Actors' union urges members to wait for new deal
Tuesday, 02 Sep 2008 09:13

Screen Actors' Guild contacts 120,000 members over studio contract
The Screen Actors' Guild (SAG) has contacted its 120,000 members begging them to demand a better contract from Hollywood studios.
The film and television industry is fearful of a repeat of the writers' strike that crippled Tinseltown for three months earlier this year as the SAG and the Alliance of Motion Picture and Television Producers (AMPTP) struggle to reach agreement on a new contract.
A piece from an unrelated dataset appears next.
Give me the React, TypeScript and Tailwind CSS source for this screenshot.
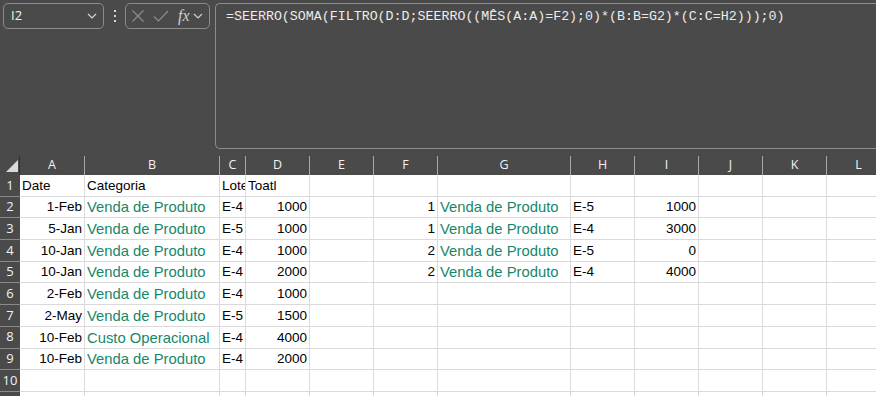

While the writers' and directors' guild, as well as the American Federation of Television and Radio Artists (AFTRA) eventually sealed new agreements regarding remuneration for the redistribution of work on the internet, DVDs and mobile phones, SAG-AMPTP negotiations have stumbled since their original contract expired on July 1st.
In a bid to convince its members to press for a more satisfactory agreement, SAG chiefs sent a 14-page newsletter to its members this weekend, entitled 'Your negotiating committee fights on to achieve a fair contract'.
The missive contained articles such as 'The beginning of the end of residuals' and 'Why can't SAG just give in?' and also includes a polling card calling on members to vote to continue negotiations or accept the final AMPTP offer.
In response, the AMPTP has called the SAG's postcard polling a "delay tactic".
"In fact, the SAG's postcard 'poll' appears to be designed to deliver just one thing: a result pre-ordained by the SAG's negotiators," an AMPTP statement said.
"With four new contracts this year, the producers and the other Hollywood guilds have moved on, and we are now back to work," the producers continued.
"The longer the SAG's negotiators hold out, the more SAG members will lose out on the new-media rights and residuals, salary, pension and other increases in the producers' $250 million (£139.8 million) final offer."